Set down every entry again word for word, please, but skip the pictures.

EXERCISE MATERIALS -
· · · · ·
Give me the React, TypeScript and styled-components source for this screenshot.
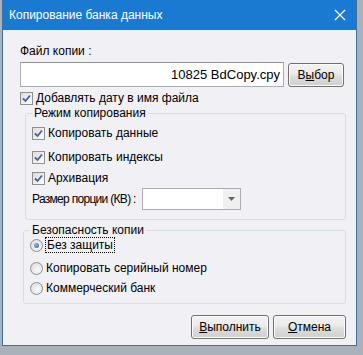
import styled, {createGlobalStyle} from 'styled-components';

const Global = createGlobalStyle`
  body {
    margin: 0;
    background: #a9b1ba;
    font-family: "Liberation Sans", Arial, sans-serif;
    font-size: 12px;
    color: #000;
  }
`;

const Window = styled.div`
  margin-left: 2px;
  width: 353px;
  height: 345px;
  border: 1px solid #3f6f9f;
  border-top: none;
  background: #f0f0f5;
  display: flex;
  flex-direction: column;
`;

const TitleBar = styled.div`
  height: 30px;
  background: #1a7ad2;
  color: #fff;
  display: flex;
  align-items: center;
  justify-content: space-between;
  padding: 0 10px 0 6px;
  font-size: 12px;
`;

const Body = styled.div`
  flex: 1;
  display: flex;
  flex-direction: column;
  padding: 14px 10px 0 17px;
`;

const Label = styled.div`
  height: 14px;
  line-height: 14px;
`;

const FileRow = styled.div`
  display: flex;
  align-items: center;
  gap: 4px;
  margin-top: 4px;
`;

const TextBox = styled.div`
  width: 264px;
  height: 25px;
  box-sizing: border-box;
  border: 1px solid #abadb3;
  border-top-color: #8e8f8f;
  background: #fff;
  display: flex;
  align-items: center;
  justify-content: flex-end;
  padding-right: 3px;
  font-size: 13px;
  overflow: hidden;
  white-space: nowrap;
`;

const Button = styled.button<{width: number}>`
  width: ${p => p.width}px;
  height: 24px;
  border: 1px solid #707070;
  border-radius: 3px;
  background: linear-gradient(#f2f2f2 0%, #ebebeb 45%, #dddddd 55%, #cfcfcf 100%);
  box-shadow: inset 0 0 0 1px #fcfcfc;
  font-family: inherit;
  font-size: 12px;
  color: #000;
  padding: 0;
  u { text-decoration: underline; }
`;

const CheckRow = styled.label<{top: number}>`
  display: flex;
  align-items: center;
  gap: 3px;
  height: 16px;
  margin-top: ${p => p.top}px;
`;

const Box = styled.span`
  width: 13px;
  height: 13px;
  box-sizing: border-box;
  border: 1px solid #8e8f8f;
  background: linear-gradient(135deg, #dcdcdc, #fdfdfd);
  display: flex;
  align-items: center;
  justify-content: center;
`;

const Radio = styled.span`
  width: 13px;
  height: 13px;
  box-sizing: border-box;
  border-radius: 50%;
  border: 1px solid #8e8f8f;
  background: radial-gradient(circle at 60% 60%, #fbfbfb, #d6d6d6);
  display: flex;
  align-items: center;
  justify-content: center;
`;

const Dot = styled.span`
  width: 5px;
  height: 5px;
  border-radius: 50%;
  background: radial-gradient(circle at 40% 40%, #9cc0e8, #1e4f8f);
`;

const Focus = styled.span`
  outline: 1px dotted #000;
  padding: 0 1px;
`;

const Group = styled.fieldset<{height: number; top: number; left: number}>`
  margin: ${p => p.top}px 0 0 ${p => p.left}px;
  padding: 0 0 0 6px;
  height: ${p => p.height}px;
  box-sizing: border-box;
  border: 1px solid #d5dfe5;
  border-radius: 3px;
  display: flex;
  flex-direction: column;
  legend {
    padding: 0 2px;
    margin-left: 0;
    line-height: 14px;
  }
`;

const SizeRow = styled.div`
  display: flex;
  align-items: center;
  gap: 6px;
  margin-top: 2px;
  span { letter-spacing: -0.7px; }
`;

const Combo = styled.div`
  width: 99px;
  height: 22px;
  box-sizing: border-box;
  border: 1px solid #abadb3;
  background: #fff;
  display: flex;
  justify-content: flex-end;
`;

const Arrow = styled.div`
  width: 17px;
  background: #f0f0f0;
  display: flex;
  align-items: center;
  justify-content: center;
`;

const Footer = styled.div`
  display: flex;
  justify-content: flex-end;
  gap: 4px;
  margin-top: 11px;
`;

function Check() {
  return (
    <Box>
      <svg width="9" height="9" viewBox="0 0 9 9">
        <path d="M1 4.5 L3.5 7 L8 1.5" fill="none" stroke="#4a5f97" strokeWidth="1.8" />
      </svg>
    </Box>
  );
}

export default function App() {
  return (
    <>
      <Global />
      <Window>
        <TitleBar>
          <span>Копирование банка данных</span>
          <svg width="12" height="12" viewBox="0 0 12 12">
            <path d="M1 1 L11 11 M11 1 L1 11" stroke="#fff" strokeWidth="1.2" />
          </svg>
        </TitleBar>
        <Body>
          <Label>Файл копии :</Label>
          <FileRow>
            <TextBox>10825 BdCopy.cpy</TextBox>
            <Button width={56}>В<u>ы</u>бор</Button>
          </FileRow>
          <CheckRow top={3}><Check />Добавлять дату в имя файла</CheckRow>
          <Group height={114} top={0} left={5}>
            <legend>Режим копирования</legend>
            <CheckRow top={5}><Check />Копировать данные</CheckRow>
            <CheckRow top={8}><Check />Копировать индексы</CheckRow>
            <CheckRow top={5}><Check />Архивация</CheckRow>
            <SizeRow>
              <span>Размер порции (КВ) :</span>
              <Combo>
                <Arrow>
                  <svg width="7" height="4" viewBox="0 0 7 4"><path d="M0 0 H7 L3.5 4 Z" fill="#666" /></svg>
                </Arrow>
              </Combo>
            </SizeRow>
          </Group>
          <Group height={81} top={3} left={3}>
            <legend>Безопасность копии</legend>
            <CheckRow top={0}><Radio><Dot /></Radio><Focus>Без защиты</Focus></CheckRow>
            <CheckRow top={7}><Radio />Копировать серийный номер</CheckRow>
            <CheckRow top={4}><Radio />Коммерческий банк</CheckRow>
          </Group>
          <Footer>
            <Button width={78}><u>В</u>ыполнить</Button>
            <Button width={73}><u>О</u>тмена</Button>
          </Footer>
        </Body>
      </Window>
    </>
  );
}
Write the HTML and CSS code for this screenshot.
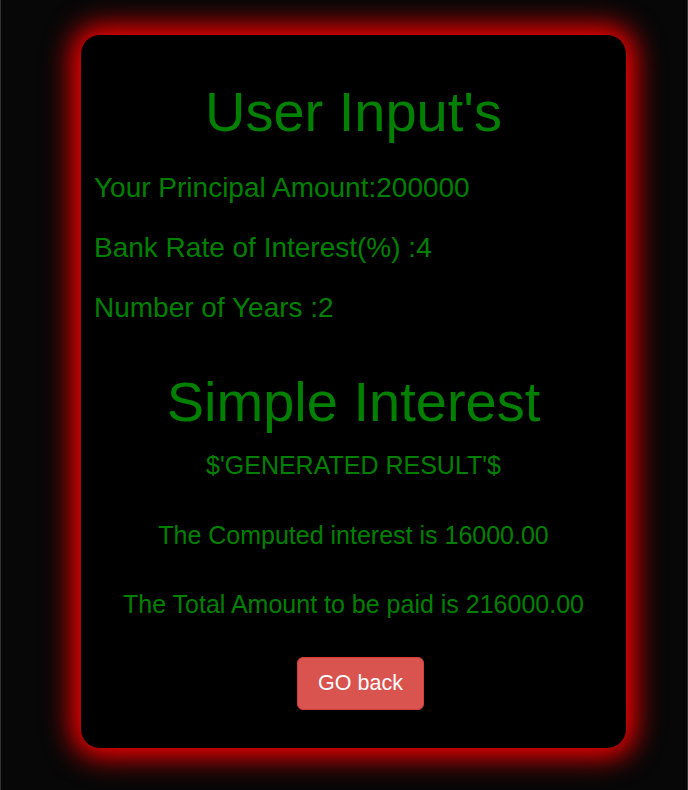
· · · · ·
ANSWER TO THIS PROBLEM -
Give me the React, TypeScript and styled-components source for this screenshot.
import styled, {createGlobalStyle} from 'styled-components';

const Global = createGlobalStyle`
  body {
    margin: 0;
    background: #a9b1ba;
    font-family: "Liberation Sans", Arial, sans-serif;
    font-size: 12px;
    color: #000;
  }
`;

const Window = styled.div`
  margin-left: 2px;
  width: 353px;
  height: 345px;
  border: 1px solid #3f6f9f;
  border-top: none;
  background: #f0f0f5;
  display: flex;
  flex-direction: column;
`;

const TitleBar = styled.div`
  height: 30px;
  background: #1a7ad2;
  color: #fff;
  display: flex;
  align-items: center;
  justify-content: space-between;
  padding: 0 10px 0 6px;
  font-size: 12px;
`;

const Body = styled.div`
  flex: 1;
  display: flex;
  flex-direction: column;
  padding: 14px 10px 0 17px;
`;

const Label = styled.div`
  height: 14px;
  line-height: 14px;
`;

const FileRow = styled.div`
  display: flex;
  align-items: center;
  gap: 4px;
  margin-top: 4px;
`;

const TextBox = styled.div`
  width: 264px;
  height: 25px;
  box-sizing: border-box;
  border: 1px solid #abadb3;
  border-top-color: #8e8f8f;
  background: #fff;
  display: flex;
  align-items: center;
  justify-content: flex-end;
  padding-right: 3px;
  font-size: 13px;
  overflow: hidden;
  white-space: nowrap;
`;

const Button = styled.button<{width: number}>`
  width: ${p => p.width}px;
  height: 24px;
  border: 1px solid #707070;
  border-radius: 3px;
  background: linear-gradient(#f2f2f2 0%, #ebebeb 45%, #dddddd 55%, #cfcfcf 100%);
  box-shadow: inset 0 0 0 1px #fcfcfc;
  font-family: inherit;
  font-size: 12px;
  color: #000;
  padding: 0;
  u { text-decoration: underline; }
`;

const CheckRow = styled.label<{top: number}>`
  display: flex;
  align-items: center;
  gap: 3px;
  height: 16px;
  margin-top: ${p => p.top}px;
`;

const Box = styled.span`
  width: 13px;
  height: 13px;
  box-sizing: border-box;
  border: 1px solid #8e8f8f;
  background: linear-gradient(135deg, #dcdcdc, #fdfdfd);
  display: flex;
  align-items: center;
  justify-content: center;
`;

const Radio = styled.span`
  width: 13px;
  height: 13px;
  box-sizing: border-box;
  border-radius: 50%;
  border: 1px solid #8e8f8f;
  background: radial-gradient(circle at 60% 60%, #fbfbfb, #d6d6d6);
  display: flex;
  align-items: center;
  justify-content: center;
`;

const Dot = styled.span`
  width: 5px;
  height: 5px;
  border-radius: 50%;
  background: radial-gradient(circle at 40% 40%, #9cc0e8, #1e4f8f);
`;

const Focus = styled.span`
  outline: 1px dotted #000;
  padding: 0 1px;
`;

const Group = styled.fieldset<{height: number; top: number; left: number}>`
  margin: ${p => p.top}px 0 0 ${p => p.left}px;
  padding: 0 0 0 6px;
  height: ${p => p.height}px;
  box-sizing: border-box;
  border: 1px solid #d5dfe5;
  border-radius: 3px;
  display: flex;
  flex-direction: column;
  legend {
    padding: 0 2px;
    margin-left: 0;
    line-height: 14px;
  }
`;

const SizeRow = styled.div`
  display: flex;
  align-items: center;
  gap: 6px;
  margin-top: 2px;
  span { letter-spacing: -0.7px; }
`;

const Combo = styled.div`
  width: 99px;
  height: 22px;
  box-sizing: border-box;
  border: 1px solid #abadb3;
  background: #fff;
  display: flex;
  justify-content: flex-end;
`;

const Arrow = styled.div`
  width: 17px;
  background: #f0f0f0;
  display: flex;
  align-items: center;
  justify-content: center;
`;

const Footer = styled.div`
  display: flex;
  justify-content: flex-end;
  gap: 4px;
  margin-top: 11px;
`;

function Check() {
  return (
    <Box>
      <svg width="9" height="9" viewBox="0 0 9 9">
        <path d="M1 4.5 L3.5 7 L8 1.5" fill="none" stroke="#4a5f97" strokeWidth="1.8" />
      </svg>
    </Box>
  );
}

export default function App() {
  return (
    <>
      <Global />
      <Window>
        <TitleBar>
          <span>Копирование банка данных</span>
          <svg width="12" height="12" viewBox="0 0 12 12">
            <path d="M1 1 L11 11 M11 1 L1 11" stroke="#fff" strokeWidth="1.2" />
          </svg>
        </TitleBar>
        <Body>
          <Label>Файл копии :</Label>
          <FileRow>
            <TextBox>10825 BdCopy.cpy</TextBox>
            <Button width={56}>В<u>ы</u>бор</Button>
          </FileRow>
          <CheckRow top={3}><Check />Добавлять дату в имя файла</CheckRow>
          <Group height={114} top={0} left={5}>
            <legend>Режим копирования</legend>
            <CheckRow top={5}><Check />Копировать данные</CheckRow>
            <CheckRow top={8}><Check />Копировать индексы</CheckRow>
            <CheckRow top={5}><Check />Архивация</CheckRow>
            <SizeRow>
              <span>Размер порции (КВ) :</span>
              <Combo>
                <Arrow>
                  <svg width="7" height="4" viewBox="0 0 7 4"><path d="M0 0 H7 L3.5 4 Z" fill="#666" /></svg>
                </Arrow>
              </Combo>
            </SizeRow>
          </Group>
          <Group height={81} top={3} left={3}>
            <legend>Безопасность копии</legend>
            <CheckRow top={0}><Radio><Dot /></Radio><Focus>Без защиты</Focus></CheckRow>
            <CheckRow top={7}><Radio />Копировать серийный номер</CheckRow>
            <CheckRow top={4}><Radio />Коммерческий банк</CheckRow>
          </Group>
          <Footer>
            <Button width={78}><u>В</u>ыполнить</Button>
            <Button width={73}><u>О</u>тмена</Button>
          </Footer>
        </Body>
      </Window>
    </>
  );
}
Write the HTML and CSS code for this screenshot.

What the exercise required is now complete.